L’inspiration contemporaine

Hacer, avec ses vastes sculptures métalliques inspirées de l’origami, redéfinit l’interaction entre l’art et l’espace urbain. En transformant l’acier en formes fluides et poétiques rappelant le papier plié, il réussit à instaurer un dialogue entre la fragilité de l’origami et la robustesse des matériaux modernes. De son côté, Kevin Box élève l’origami à une autre dimension en fusionnant papier et bronze. Son travail, fruit d’années d’expérimentations, crée des œuvres intemporelles, incarnant une continuité avec les traditions de l’art tout en forçant une véritable réflexion sur la pérennité et l’impact de l’art dans l’histoire. Jonathan Leahey et Richard Orlinski explorent la diversité culturelle et régionale à travers l’origami, ajoutant des dimensions narratives à leur travail par le biais d’expériences immersives et de références à la culture pop.

À l’opposé, Ferri Garcès utilise le papier comme symbole de mémoire et d’espoir. Ses pliages minutieux capturent la fragilité humaine dans un monde en mutation rapide. Elle démontre comment un matériau aussi simple que le papier peut véhiculer des histoires intimes et culturelles profondes. De même, Janna Syvänoja évoque la relation complexe entre la nature et l’art à travers ses sculptures. Son usage de papier recyclé lié à des éléments naturels illustre un dialogue dynamique avec le passé et le présent.

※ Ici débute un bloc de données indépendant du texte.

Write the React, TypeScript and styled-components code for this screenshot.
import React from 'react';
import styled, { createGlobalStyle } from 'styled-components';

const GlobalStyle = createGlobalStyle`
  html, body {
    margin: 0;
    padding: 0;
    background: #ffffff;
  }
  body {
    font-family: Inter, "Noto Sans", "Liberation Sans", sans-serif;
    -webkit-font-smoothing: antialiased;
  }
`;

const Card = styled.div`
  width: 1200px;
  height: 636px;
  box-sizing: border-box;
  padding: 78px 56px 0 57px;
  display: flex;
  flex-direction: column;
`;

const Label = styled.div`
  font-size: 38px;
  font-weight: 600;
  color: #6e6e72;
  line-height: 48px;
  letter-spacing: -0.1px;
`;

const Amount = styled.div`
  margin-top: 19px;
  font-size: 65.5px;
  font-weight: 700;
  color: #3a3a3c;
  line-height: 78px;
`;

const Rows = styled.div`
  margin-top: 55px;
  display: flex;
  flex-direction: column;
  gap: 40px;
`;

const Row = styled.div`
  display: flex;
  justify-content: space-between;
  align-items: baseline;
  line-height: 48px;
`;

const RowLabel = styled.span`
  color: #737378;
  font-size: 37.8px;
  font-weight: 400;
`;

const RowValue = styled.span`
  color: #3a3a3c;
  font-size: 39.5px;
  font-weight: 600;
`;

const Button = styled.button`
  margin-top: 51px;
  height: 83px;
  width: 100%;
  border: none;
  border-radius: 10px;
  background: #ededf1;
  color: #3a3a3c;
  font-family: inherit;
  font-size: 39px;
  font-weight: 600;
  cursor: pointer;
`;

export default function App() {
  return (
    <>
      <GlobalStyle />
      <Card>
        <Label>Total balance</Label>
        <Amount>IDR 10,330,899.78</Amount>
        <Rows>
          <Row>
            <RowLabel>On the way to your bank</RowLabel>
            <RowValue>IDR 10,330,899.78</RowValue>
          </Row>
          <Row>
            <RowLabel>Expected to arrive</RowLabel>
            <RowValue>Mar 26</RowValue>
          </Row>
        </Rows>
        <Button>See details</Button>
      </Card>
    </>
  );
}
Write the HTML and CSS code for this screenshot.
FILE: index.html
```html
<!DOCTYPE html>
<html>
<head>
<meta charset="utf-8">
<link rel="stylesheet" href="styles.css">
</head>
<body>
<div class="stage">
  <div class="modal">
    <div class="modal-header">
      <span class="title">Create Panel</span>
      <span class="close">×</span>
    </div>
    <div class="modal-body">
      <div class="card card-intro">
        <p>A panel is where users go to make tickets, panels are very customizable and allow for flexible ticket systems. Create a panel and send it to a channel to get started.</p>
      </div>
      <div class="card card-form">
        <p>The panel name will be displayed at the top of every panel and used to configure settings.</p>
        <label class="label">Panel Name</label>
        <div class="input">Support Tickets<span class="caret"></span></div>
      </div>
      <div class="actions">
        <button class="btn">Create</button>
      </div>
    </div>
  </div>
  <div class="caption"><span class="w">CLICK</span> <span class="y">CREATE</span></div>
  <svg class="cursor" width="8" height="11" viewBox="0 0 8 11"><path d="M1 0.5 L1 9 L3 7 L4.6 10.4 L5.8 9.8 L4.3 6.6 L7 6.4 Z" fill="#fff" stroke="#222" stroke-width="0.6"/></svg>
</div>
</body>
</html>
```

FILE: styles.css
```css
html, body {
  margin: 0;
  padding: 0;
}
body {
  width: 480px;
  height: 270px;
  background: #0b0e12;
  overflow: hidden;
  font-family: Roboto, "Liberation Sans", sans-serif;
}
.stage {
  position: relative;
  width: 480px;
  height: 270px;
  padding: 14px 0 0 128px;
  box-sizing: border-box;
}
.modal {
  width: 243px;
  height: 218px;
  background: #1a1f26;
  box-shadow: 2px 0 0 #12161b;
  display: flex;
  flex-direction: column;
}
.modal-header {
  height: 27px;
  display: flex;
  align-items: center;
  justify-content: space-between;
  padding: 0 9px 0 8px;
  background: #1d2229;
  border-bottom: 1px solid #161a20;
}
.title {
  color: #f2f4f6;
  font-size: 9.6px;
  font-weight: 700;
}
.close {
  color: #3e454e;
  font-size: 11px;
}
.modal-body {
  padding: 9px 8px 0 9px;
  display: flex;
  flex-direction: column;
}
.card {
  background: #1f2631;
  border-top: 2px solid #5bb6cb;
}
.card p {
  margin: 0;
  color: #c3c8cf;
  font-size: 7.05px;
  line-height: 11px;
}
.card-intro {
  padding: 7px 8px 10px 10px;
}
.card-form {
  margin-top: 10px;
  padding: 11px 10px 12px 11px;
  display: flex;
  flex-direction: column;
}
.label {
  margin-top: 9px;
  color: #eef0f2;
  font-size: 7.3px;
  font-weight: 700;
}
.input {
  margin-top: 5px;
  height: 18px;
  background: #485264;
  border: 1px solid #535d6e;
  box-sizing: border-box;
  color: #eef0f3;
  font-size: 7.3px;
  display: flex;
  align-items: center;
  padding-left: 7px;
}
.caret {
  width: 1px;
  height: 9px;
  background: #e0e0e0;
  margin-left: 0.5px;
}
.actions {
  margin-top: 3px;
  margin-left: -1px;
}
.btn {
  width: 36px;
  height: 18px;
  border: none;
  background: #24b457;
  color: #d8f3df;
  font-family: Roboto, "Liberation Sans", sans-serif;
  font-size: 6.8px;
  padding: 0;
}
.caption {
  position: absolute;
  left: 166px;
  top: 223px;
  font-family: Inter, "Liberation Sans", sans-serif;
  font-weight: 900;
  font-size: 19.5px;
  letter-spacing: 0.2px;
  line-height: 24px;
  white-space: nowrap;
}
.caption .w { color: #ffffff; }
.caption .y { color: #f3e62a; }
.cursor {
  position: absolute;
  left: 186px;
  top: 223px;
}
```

En somme, l’origami, bien qu’ancré dans des techniques ancestrales, se révèle être un vecteur de créativité et d’innovation dans le monde artistique contemporain. Ces artistes, par leur vision unique et interdisciplinaire, démontrent que l’origami peut transcender ses frontières traditionnelles. L’art de L’origami peut ainsi s’ériger en art moderne, pertinent et résolument tourné vers l’avenir.